## begin SUPPLIED ENTRIES

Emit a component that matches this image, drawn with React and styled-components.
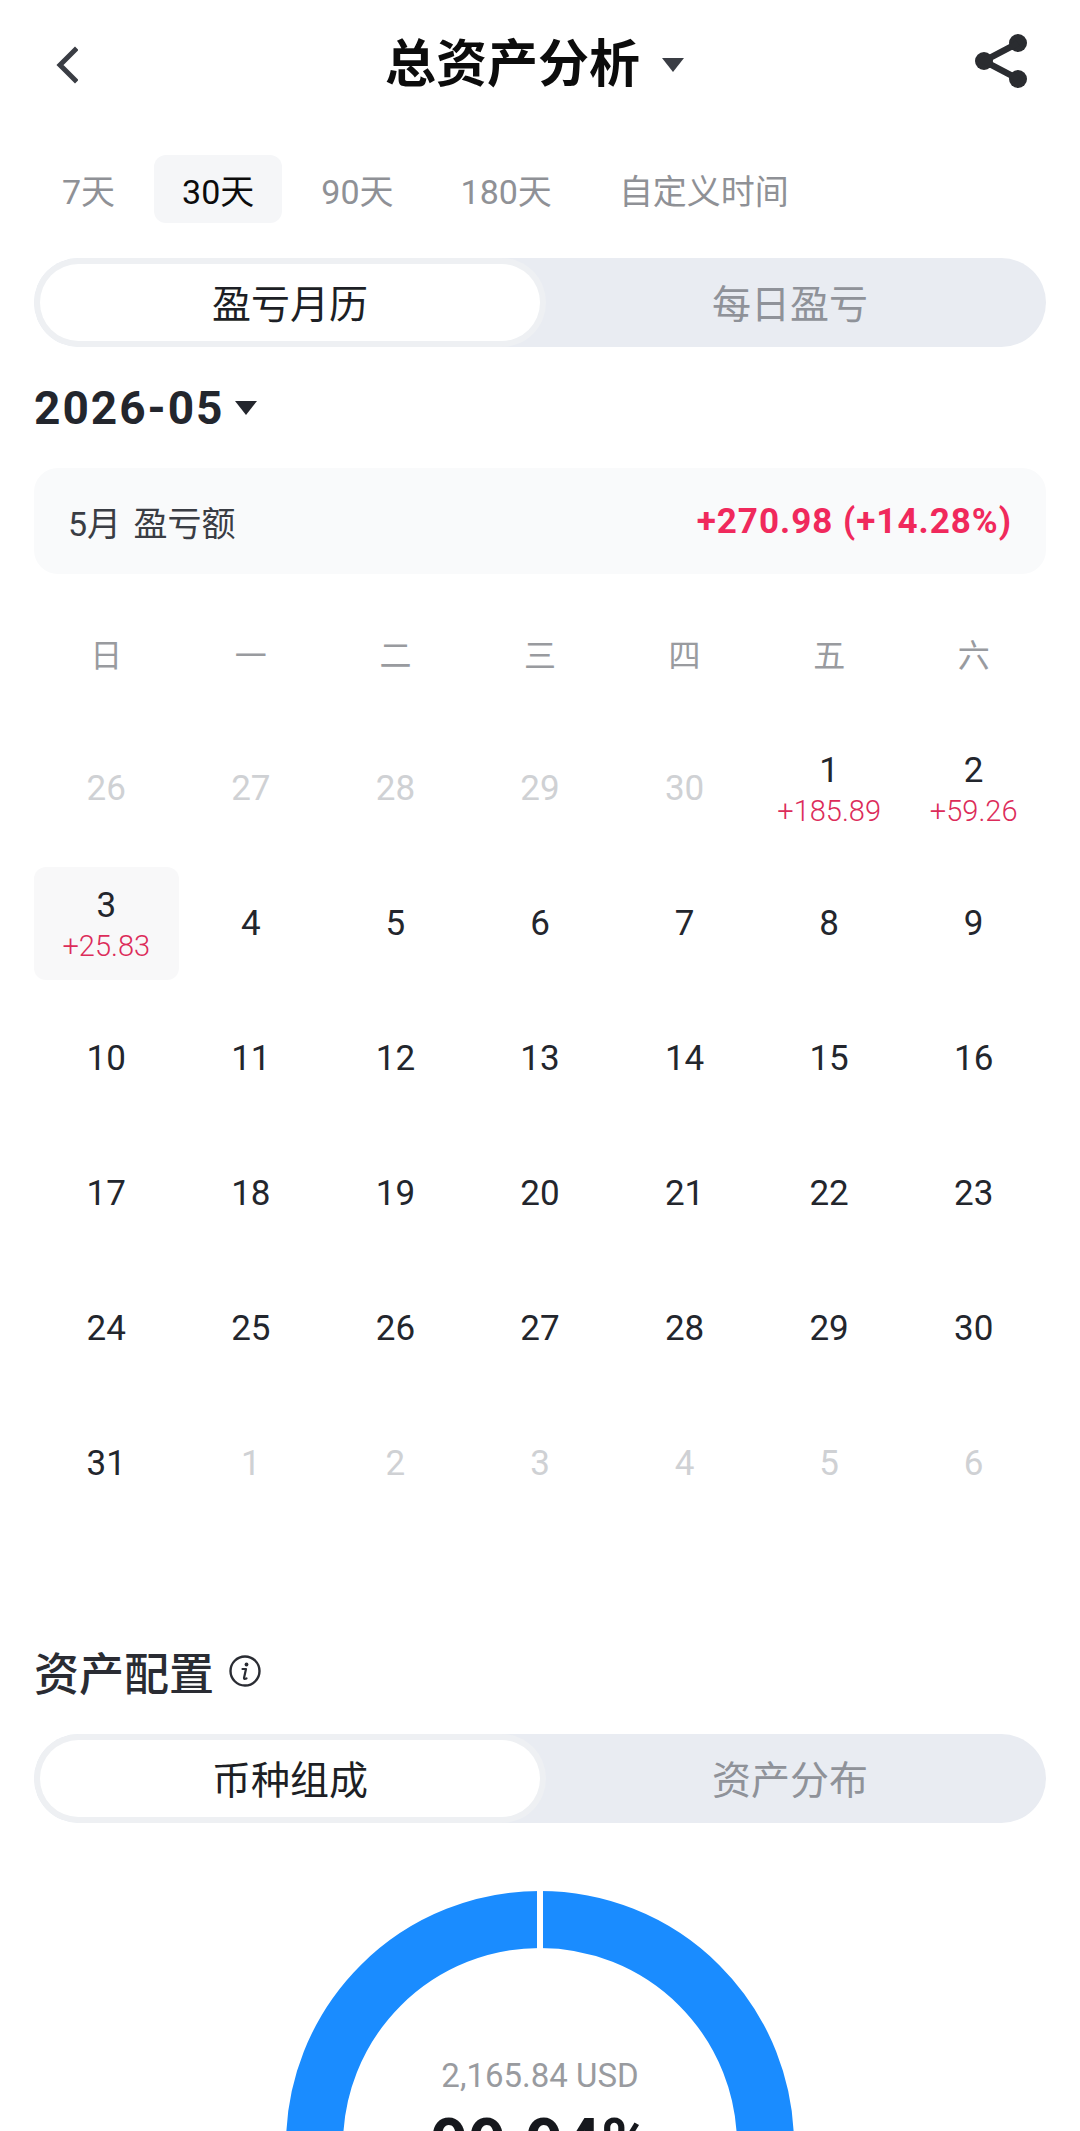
import styled, { createGlobalStyle } from 'styled-components';

const GlobalStyle = createGlobalStyle`
  html, body {
    margin: 0;
    padding: 0;
    background: #fff;
    font-family: Roboto, "Noto Sans CJK SC", sans-serif;
  }
`;

const Page = styled.div`
  width: 1080px;
  height: 2131px;
  overflow: hidden;
  background: #fff;
  color: #23262d;
`;

const Header = styled.header`
  height: 130px;
  display: flex;
  align-items: center;
  justify-content: space-between;
  padding: 0 53px 0 54px;
`;

const HeaderTitle = styled.div`
  display: flex;
  align-items: center;
  gap: 22px;
  margin-left: 16px;
`;

const TitleText = styled.h1`
  margin: 0;
  font-size: 51px;
  line-height: 60px;
  font-weight: 700;
  color: #0c0c0c;
`;

const Caret = styled.span`
  width: 0;
  height: 0;
  border-left: ${(p) => p.$size}px solid transparent;
  border-right: ${(p) => p.$size}px solid transparent;
  border-top: ${(p) => p.$size * 1.3}px solid ${(p) => p.$color || '#23262d'};
`;

const ShareSvg = styled.svg`
  margin-bottom: 8px;
`;

const Ranges = styled.nav`
  display: flex;
  align-items: center;
  gap: 11px;
  height: 68px;
  margin-top: 25px;
  padding-left: 34px;
`;

const Range = styled.span`
  height: 68px;
  display: flex;
  align-items: center;
  padding: 0 28px;
  border-radius: 12px;
  font-size: 34px;
  color: ${(p) => (p.$active ? '#0c0c0c' : '#8f9196')};
  background: ${(p) => (p.$active ? '#f5f6f8' : 'transparent')};
`;

const Segment = styled.div`
  display: flex;
  height: 89px;
  box-sizing: border-box;
  margin: ${(p) => p.$margin};
  padding: 6px;
  border-radius: 45px;
  overflow: hidden;
  background: #e9ecf2;
`;

const SegmentItem = styled.div`
  flex: 1;
  display: flex;
  align-items: center;
  justify-content: center;
  padding-bottom: 4px;
  border-radius: 39px;
  font-size: 39px;
  font-weight: 400;
  color: ${(p) => (p.$active ? '#1d1f25' : '#8f9299')};
  background: ${(p) => (p.$active ? '#fff' : 'transparent')};
  box-shadow: ${(p) => (p.$active ? '0 0 0 6px #eef0f3' : 'none')};
`;

const Month = styled.div`
  display: flex;
  align-items: center;
  gap: 11px;
  margin: 33px 34px 0;
  height: 56px;
  font-size: 46px;
  font-weight: 700;
  letter-spacing: 2px;
`;

const Summary = styled.div`
  display: flex;
  align-items: center;
  justify-content: space-between;
  height: 106px;
  margin: 32px 34px 0;
  padding: 0 34px;
  border-radius: 24px;
  background: #f9fafb;
  font-size: 34px;
`;

const SummaryLabel = styled.span`
  color: #3a3d44;
  word-spacing: 4px;
`;

const SummaryValue = styled.span`
  color: #f0295c;
  font-size: 35px;
  font-weight: 700;
  letter-spacing: 1px;
`;

const CalendarGrid = styled.div`
  display: grid;
  grid-template-columns: repeat(7, 1fr);
  margin: 0 34px;
`;

const Weekday = styled.div`
  display: flex;
  align-items: center;
  justify-content: center;
  height: 158px;
  font-size: 32px;
  color: #999b9f;
`;

const Day = styled.div`
  display: flex;
  flex-direction: column;
  align-items: center;
  justify-content: center;
  height: 113px;
  margin-bottom: 22px;
  border-radius: 12px;
  background: ${(p) => (p.$selected ? '#f8f8f9' : 'transparent')};
  color: ${(p) => (p.$muted ? '#cfd1d4' : '#23262d')};
  font-size: 35px;
  line-height: 42px;
`;

const Profit = styled.span`
  margin-top: 2px;
  font-size: 29px;
  font-weight: 300;
  line-height: 34px;
  color: #dc2c5a;
`;

const SectionTitle = styled.div`
  display: flex;
  align-items: center;
  gap: 15px;
  margin: 99px 34px 0;
  height: 60px;
  font-size: 45px;
  font-weight: 500;
  color: #2a2c33;
`;

const Donut = styled.div`
  position: relative;
  width: 508px;
  height: 508px;
  margin: 68px auto 0;
`;

const DonutCenter = styled.div`
  position: absolute;
  inset: 0;
  display: flex;
  flex-direction: column;
  align-items: center;
  padding-top: 165px;
`;

const DonutAmount = styled.div`
  font-size: 33px;
  line-height: 40px;
  color: #999b9f;
`;

const DonutPercent = styled.div`
  margin-top: 10px;
  font-size: 66px;
  line-height: 76px;
  font-weight: 700;
  color: #16181d;
`;

const weekdays = ['日', '一', '二', '三', '四', '五', '六'];

const days = [
  ...[26, 27, 28, 29, 30].map((d) => ({ label: d, muted: true })),
  { label: 1, profit: '+185.89' },
  { label: 2, profit: '+59.26' },
  { label: 3, profit: '+25.83', selected: true },
  ...Array.from({ length: 28 }, (_, i) => ({ label: i + 4 })),
  ...[1, 2, 3, 4, 5, 6].map((d) => ({ label: d, muted: true })),
];

const ranges = ['7天', '30天', '90天', '180天', '自定义时间'];

const BackIcon = () => (
  <svg width="24" height="40" viewBox="0 0 24 40" fill="none">
    <path d="M21 5 L6 20 L21 35" stroke="#3a3d44" strokeWidth="5" strokeLinecap="square" />
  </svg>
);

const ShareIcon = () => (
  <ShareSvg width="52" height="54" viewBox="0 0 52 54" fill="#2a2c30">
    <circle cx="43" cy="9" r="9" />
    <circle cx="9" cy="27" r="9" />
    <circle cx="43" cy="45" r="9" />
    <path d="M43 9 L9 27 L43 45" fill="none" stroke="#2a2c30" strokeWidth="6.5" />
  </ShareSvg>
);

const InfoIcon = () => (
  <svg width="32" height="32" viewBox="0 0 32 32" fill="none">
    <circle cx="16" cy="16" r="14.5" stroke="#2a2c33" strokeWidth="2.4" />
    <circle cx="17.5" cy="9.5" r="1.9" fill="#2a2c33" />
    <path d="M13.5 14 H17 L15 23 Q14.8 24.5 17.5 23.5" stroke="#2a2c33" strokeWidth="2.2" strokeLinecap="round" strokeLinejoin="round" />
  </svg>
);

const DonutRing = () => (
  <svg width="508" height="508" viewBox="0 0 508 508">
    <circle cx="254" cy="254" r="225.5" fill="none" stroke="#1a8cff" strokeWidth="57" />
    <rect x="251" y="0" width="6" height="60" fill="#fff" />
  </svg>
);

const App = () => (
  <Page>
    <GlobalStyle />
    <Header>
      <BackIcon />
      <HeaderTitle>
        <TitleText>总资产分析</TitleText>
        <Caret $size={11} $color="#3a3d44" />
      </HeaderTitle>
      <ShareIcon />
    </Header>
    <Ranges>
      {ranges.map((r) => (
        <Range key={r} $active={r === '30天'}>{r}</Range>
      ))}
    </Ranges>
    <Segment $margin="35px 34px 0">
      <SegmentItem $active>盈亏月历</SegmentItem>
      <SegmentItem>每日盈亏</SegmentItem>
    </Segment>
    <Month>
      2026-05
      <Caret $size={11} />
    </Month>
    <Summary>
      <SummaryLabel>5月 盈亏额</SummaryLabel>
      <SummaryValue>+270.98 (+14.28%)</SummaryValue>
    </Summary>
    <CalendarGrid>
      {weekdays.map((w) => (
        <Weekday key={w}>{w}</Weekday>
      ))}
      {days.map((d, i) => (
        <Day key={i} $muted={d.muted} $selected={d.selected}>
          {d.label}
          {d.profit && <Profit>{d.profit}</Profit>}
        </Day>
      ))}
    </CalendarGrid>
    <SectionTitle>
      资产配置
      <InfoIcon />
    </SectionTitle>
    <Segment $margin="33px 34px 0">
      <SegmentItem $active>币种组成</SegmentItem>
      <SegmentItem>资产分布</SegmentItem>
    </Segment>
    <Donut>
      <DonutRing />
      <DonutCenter>
        <DonutAmount>2,165.84 USD</DonutAmount>
        <DonutPercent>99.94%</DonutPercent>
      </DonutCenter>
    </Donut>
  </Page>
);

export default App;
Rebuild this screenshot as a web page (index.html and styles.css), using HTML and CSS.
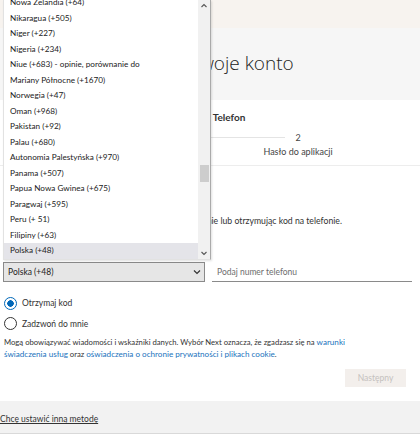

## end SUPPLIED ENTRIES

**EXERCISE OBJECTIVE:** Search the listing for the word "html". Copy every line in which it occurs.

**SOLUTION TO THIS EXERCISE:**
  html, body {
Rebuild this screenshot as a web page (index.html and styles.css), using HTML and CSS.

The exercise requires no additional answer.